Task statement
Find every line with the word "screenshot" and report how many there are, without any other text.

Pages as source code
-*-
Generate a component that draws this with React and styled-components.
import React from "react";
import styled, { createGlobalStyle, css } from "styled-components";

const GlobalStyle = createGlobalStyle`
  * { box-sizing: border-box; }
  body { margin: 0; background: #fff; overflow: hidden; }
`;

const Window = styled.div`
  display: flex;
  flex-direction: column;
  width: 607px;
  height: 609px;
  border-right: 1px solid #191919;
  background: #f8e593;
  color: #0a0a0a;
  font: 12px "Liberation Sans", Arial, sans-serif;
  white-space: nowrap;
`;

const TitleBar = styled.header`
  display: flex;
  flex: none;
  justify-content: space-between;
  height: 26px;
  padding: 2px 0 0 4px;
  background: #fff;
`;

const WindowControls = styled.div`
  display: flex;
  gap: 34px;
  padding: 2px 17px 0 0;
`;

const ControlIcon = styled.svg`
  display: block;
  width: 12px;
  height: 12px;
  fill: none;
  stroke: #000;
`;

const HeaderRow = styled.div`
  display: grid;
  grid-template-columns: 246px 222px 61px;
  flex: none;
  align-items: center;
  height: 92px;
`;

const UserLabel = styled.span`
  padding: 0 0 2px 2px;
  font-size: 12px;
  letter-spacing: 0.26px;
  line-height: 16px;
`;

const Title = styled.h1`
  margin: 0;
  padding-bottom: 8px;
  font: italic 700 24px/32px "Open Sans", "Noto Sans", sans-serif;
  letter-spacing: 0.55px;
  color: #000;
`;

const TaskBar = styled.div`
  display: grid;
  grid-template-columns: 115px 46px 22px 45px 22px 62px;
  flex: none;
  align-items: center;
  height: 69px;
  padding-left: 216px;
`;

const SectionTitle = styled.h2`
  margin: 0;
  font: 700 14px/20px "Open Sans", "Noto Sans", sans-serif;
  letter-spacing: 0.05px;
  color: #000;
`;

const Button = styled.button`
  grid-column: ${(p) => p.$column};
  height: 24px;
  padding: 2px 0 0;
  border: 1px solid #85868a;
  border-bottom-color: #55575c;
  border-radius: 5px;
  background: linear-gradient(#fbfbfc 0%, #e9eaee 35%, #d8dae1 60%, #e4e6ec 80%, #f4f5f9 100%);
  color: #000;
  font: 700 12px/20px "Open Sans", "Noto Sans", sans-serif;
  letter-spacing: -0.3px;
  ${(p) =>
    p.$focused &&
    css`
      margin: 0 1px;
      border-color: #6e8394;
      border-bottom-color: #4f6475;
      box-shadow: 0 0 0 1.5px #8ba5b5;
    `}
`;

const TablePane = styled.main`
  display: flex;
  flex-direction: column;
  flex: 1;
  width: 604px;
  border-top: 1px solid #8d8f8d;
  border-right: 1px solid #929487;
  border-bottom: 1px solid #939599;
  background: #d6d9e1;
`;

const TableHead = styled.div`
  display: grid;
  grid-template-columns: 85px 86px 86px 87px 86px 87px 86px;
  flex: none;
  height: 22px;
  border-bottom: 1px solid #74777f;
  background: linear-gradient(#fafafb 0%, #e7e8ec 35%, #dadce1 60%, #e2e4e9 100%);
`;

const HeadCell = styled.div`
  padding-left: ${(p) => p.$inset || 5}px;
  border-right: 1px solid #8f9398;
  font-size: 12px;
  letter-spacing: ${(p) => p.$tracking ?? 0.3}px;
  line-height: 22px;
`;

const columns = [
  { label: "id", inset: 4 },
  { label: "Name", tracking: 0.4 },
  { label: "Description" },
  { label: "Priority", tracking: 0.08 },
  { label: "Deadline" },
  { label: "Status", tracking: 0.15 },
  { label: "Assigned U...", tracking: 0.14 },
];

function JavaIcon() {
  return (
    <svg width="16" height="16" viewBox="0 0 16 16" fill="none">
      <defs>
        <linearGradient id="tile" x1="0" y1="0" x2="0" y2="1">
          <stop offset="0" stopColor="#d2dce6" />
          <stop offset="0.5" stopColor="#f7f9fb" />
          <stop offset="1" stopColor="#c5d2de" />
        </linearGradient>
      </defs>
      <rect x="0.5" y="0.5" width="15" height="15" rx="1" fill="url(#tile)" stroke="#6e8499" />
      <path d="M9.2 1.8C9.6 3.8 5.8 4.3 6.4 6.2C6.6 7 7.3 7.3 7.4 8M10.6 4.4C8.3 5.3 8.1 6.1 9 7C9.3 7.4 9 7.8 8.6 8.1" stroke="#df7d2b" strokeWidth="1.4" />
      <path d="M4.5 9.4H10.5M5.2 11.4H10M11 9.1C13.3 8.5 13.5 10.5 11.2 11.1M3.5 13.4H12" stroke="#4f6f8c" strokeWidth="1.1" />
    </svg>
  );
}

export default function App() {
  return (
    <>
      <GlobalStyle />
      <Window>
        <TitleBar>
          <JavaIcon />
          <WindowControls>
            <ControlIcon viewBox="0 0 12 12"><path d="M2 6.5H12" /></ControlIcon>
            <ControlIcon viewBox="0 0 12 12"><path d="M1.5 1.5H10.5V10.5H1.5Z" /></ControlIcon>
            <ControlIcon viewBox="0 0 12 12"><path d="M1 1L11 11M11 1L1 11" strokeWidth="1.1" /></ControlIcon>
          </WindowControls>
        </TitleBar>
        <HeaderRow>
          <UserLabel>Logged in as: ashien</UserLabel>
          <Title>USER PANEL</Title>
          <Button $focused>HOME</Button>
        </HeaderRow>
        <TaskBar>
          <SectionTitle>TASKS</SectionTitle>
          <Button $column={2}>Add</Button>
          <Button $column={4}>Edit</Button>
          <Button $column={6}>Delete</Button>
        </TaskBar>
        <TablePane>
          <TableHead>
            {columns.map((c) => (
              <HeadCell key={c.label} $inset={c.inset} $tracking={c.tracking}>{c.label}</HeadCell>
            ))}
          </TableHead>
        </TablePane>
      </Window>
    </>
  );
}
-*-
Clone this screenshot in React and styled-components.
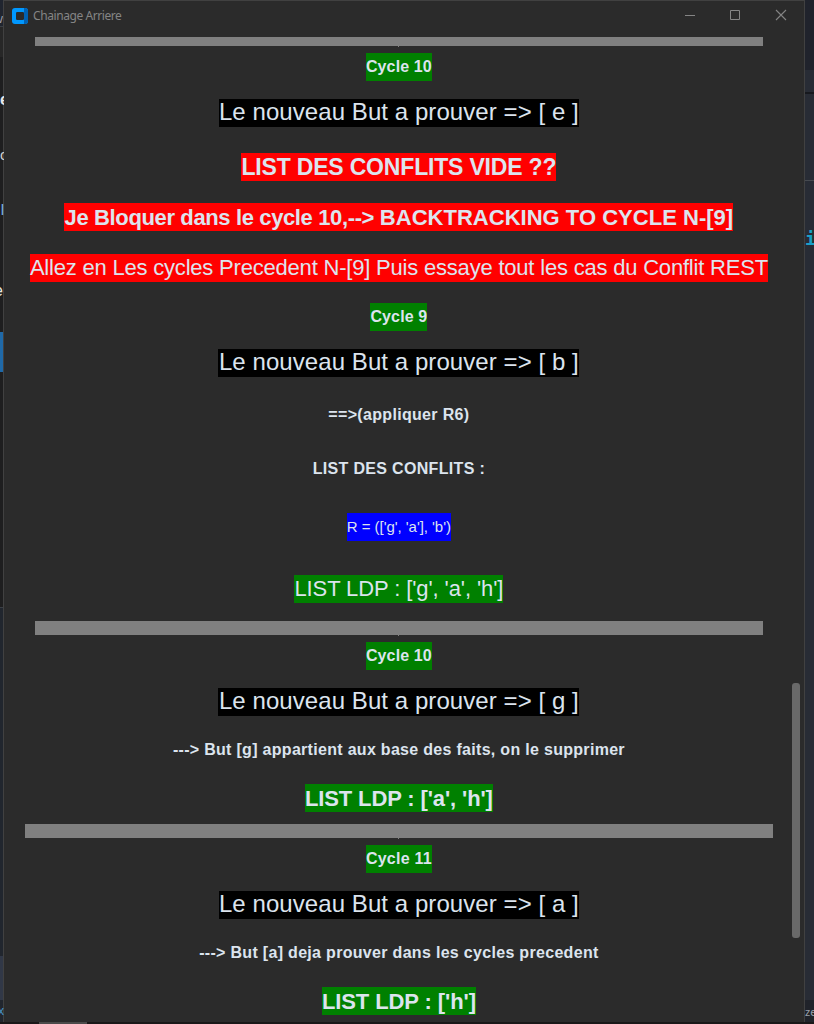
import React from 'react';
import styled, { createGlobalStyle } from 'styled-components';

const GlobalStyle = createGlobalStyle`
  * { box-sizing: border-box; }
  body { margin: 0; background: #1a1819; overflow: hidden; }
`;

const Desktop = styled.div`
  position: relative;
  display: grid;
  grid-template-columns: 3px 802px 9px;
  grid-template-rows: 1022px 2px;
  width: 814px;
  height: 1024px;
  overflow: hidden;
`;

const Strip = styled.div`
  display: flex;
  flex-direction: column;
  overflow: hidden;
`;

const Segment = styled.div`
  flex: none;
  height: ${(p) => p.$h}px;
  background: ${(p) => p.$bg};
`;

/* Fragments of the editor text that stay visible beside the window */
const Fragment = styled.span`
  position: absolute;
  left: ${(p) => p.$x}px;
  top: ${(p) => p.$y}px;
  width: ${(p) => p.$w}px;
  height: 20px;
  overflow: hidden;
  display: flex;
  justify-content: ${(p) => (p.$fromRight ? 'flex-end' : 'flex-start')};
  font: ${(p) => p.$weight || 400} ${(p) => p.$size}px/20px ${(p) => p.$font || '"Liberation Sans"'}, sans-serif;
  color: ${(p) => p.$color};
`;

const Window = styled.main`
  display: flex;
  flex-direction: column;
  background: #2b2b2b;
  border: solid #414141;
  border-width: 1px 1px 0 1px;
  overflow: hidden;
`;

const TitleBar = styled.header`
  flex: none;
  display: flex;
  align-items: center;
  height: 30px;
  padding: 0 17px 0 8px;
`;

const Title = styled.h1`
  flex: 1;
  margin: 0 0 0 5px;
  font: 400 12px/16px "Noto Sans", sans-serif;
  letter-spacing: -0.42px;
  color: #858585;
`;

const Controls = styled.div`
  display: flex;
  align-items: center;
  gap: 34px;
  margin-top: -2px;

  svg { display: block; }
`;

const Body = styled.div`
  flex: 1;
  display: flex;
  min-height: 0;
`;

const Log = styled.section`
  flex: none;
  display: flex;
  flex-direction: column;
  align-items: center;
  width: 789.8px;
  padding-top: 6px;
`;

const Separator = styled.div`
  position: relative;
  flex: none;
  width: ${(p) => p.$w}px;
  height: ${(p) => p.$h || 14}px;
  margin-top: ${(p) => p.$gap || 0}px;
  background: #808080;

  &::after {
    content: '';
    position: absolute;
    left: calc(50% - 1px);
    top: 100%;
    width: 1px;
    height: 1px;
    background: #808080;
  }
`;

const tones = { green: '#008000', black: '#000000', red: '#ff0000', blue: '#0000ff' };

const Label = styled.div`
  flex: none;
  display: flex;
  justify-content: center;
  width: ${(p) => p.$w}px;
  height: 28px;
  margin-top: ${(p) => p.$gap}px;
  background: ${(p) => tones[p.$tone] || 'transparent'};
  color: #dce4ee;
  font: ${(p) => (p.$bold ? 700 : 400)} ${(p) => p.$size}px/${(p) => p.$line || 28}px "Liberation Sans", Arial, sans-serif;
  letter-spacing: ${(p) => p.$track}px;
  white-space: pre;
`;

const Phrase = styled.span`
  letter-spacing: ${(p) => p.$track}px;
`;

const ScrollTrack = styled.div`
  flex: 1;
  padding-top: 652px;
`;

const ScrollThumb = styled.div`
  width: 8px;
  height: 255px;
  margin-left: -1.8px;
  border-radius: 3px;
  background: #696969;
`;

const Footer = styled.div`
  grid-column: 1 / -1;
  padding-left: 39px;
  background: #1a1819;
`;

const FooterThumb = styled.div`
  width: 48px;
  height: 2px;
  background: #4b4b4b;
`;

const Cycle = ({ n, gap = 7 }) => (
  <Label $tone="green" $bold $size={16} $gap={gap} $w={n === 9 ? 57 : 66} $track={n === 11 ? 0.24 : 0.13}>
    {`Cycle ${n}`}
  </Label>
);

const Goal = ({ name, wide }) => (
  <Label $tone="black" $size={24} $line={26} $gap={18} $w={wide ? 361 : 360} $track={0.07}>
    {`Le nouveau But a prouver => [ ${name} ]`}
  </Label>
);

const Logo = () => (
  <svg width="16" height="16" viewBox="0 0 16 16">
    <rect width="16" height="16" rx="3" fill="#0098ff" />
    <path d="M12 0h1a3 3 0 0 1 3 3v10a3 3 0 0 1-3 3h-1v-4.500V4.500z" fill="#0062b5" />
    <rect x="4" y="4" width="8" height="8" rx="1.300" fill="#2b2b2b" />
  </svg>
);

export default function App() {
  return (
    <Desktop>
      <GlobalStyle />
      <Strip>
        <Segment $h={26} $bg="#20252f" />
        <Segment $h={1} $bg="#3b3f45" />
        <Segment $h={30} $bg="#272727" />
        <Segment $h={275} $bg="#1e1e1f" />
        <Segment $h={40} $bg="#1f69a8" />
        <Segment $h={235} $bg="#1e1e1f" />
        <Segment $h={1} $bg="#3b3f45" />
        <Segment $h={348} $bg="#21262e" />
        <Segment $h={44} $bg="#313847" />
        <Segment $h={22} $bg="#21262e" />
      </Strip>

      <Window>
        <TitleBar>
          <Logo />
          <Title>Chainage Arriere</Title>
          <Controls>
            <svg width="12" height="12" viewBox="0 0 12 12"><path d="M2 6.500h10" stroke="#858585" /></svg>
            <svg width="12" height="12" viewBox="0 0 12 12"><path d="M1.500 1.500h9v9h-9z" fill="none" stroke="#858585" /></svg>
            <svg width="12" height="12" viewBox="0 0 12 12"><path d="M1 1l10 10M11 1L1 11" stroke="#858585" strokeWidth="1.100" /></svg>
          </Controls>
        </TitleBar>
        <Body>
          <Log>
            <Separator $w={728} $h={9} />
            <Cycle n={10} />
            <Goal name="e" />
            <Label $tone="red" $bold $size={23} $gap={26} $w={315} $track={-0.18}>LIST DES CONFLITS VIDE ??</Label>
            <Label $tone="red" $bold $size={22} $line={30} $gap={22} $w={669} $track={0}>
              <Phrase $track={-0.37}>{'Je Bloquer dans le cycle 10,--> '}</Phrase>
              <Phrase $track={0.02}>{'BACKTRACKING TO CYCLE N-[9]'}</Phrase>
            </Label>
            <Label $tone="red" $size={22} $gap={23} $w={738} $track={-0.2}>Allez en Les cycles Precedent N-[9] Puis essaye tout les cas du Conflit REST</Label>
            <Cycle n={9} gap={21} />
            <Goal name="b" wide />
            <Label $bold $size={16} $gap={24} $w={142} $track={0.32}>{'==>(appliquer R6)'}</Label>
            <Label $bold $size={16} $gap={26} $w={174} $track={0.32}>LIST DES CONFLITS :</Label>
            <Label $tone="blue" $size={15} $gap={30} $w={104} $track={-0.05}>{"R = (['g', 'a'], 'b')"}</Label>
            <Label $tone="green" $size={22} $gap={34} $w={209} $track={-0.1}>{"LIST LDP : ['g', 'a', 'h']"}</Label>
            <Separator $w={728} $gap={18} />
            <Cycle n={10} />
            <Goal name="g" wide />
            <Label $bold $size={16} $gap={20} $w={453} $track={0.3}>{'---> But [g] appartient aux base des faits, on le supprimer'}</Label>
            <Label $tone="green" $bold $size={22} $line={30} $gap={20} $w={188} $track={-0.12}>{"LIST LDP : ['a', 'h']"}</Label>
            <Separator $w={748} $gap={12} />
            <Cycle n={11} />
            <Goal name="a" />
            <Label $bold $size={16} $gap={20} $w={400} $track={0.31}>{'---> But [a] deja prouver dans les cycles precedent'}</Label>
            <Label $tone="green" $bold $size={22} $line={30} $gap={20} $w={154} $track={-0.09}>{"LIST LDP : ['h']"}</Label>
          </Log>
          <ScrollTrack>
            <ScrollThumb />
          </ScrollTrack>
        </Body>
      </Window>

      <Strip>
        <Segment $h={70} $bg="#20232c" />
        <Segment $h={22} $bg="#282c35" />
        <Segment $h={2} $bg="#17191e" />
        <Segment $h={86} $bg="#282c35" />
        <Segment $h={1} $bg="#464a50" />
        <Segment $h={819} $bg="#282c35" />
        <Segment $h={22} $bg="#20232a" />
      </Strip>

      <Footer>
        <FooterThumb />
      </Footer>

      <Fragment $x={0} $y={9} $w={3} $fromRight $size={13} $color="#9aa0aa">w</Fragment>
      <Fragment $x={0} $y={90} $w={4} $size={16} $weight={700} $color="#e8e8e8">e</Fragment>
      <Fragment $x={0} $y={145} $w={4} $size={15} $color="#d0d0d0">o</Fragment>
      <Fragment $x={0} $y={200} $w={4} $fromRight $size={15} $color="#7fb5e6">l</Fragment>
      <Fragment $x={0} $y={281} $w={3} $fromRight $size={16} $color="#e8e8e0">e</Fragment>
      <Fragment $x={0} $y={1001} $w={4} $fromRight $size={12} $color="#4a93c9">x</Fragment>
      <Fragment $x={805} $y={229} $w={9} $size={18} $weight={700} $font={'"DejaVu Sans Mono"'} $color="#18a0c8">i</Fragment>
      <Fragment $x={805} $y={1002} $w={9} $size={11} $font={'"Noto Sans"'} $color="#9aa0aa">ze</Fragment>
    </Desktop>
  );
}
-*-
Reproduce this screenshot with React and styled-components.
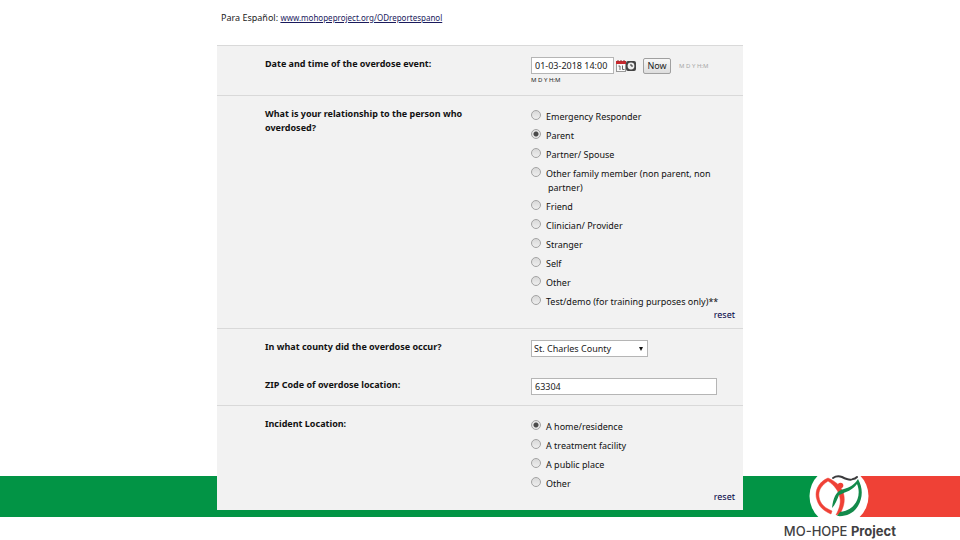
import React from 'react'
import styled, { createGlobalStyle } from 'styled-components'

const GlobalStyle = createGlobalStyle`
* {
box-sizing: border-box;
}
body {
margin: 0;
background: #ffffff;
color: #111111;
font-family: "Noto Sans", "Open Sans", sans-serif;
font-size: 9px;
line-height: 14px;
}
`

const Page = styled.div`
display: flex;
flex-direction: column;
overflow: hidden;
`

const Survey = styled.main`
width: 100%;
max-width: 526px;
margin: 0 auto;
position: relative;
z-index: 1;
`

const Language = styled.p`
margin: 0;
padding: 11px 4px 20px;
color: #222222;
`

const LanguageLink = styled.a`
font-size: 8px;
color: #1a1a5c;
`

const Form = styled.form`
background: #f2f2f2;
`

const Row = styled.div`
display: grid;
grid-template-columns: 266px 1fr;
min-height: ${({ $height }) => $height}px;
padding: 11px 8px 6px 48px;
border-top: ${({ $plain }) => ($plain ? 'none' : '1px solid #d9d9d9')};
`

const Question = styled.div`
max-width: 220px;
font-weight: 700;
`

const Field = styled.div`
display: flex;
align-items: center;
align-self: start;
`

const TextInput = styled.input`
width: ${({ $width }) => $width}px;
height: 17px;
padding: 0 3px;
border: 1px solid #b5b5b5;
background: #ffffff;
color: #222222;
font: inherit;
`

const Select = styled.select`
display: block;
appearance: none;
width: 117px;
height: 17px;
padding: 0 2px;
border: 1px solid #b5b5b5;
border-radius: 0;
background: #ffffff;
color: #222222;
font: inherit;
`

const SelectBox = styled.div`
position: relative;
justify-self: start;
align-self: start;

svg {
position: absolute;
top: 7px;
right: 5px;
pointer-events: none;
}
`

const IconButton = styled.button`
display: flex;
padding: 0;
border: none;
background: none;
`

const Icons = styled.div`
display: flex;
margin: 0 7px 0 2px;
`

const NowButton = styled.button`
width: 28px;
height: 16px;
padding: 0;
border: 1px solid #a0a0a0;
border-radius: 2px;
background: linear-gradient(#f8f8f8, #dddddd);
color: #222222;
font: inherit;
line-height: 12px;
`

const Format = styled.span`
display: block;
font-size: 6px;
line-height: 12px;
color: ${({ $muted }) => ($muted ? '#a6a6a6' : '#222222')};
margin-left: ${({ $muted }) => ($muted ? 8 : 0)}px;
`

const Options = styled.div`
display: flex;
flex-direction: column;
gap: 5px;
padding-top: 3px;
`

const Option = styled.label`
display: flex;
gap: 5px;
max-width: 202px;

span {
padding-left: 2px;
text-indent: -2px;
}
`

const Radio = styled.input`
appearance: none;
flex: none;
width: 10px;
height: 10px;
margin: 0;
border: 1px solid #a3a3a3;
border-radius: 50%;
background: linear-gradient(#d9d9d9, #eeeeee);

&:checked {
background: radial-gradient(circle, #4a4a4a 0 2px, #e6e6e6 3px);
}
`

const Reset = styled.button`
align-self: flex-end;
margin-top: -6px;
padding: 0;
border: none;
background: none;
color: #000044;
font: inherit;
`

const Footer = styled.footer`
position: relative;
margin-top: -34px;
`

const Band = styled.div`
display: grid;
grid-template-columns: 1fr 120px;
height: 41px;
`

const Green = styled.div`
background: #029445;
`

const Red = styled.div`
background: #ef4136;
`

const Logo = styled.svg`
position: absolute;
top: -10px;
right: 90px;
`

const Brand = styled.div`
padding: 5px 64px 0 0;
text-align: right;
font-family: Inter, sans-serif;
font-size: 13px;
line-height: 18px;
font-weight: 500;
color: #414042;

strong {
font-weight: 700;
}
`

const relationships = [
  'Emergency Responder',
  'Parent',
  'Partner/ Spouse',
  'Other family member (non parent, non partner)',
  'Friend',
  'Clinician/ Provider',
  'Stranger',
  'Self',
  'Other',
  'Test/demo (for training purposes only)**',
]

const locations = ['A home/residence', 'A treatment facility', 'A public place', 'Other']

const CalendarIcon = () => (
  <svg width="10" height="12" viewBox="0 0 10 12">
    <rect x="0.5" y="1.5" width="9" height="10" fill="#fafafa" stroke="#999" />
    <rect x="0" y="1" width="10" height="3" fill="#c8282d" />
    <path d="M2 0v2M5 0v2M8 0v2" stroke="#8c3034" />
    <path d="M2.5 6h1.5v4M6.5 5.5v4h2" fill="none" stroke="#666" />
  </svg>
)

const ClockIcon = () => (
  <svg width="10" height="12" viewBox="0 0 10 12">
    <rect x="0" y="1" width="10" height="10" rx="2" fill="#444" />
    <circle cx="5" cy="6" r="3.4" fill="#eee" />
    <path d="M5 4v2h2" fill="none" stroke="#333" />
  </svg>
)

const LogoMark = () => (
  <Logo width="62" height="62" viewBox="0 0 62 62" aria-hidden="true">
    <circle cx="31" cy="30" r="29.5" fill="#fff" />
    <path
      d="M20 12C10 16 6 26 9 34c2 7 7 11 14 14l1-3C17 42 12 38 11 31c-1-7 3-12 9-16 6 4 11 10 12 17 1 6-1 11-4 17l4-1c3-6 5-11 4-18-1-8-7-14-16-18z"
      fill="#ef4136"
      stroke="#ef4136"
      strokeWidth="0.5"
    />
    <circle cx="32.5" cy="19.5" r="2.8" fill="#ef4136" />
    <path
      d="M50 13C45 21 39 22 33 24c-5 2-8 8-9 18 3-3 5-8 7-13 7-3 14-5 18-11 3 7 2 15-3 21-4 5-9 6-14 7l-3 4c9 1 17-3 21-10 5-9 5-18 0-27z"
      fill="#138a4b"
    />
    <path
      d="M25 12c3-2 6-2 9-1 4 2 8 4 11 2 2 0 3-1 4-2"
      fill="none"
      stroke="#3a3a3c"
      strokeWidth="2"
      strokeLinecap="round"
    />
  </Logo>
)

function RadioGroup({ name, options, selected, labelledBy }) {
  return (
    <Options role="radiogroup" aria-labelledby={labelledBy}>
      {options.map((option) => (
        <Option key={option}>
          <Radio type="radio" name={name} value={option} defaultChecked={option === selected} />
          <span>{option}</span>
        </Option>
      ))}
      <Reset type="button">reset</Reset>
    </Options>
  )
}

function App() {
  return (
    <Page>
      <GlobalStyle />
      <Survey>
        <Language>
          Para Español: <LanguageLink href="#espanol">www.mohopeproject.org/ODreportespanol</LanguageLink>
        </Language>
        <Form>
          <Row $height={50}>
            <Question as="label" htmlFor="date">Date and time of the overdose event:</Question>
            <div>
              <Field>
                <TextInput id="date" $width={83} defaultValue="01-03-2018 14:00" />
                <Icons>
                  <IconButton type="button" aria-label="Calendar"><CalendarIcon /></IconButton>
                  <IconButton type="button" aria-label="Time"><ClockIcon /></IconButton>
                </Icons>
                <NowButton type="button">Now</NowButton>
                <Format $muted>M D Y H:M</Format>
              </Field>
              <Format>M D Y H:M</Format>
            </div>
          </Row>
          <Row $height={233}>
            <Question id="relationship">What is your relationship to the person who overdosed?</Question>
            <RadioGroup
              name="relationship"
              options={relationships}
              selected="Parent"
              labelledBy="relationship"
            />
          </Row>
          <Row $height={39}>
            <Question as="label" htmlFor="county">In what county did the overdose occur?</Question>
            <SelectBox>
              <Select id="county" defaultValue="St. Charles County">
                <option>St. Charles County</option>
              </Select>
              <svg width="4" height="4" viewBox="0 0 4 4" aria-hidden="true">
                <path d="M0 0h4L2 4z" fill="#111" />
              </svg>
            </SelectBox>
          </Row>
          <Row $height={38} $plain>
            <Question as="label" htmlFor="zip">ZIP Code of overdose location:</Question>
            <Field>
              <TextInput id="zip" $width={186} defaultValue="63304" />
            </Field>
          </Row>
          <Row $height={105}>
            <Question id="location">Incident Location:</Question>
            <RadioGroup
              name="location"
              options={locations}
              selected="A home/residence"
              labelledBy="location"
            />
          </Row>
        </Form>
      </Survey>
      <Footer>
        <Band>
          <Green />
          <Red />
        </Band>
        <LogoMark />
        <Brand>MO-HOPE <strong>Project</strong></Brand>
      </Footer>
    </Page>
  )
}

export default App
-*-
Full solution
2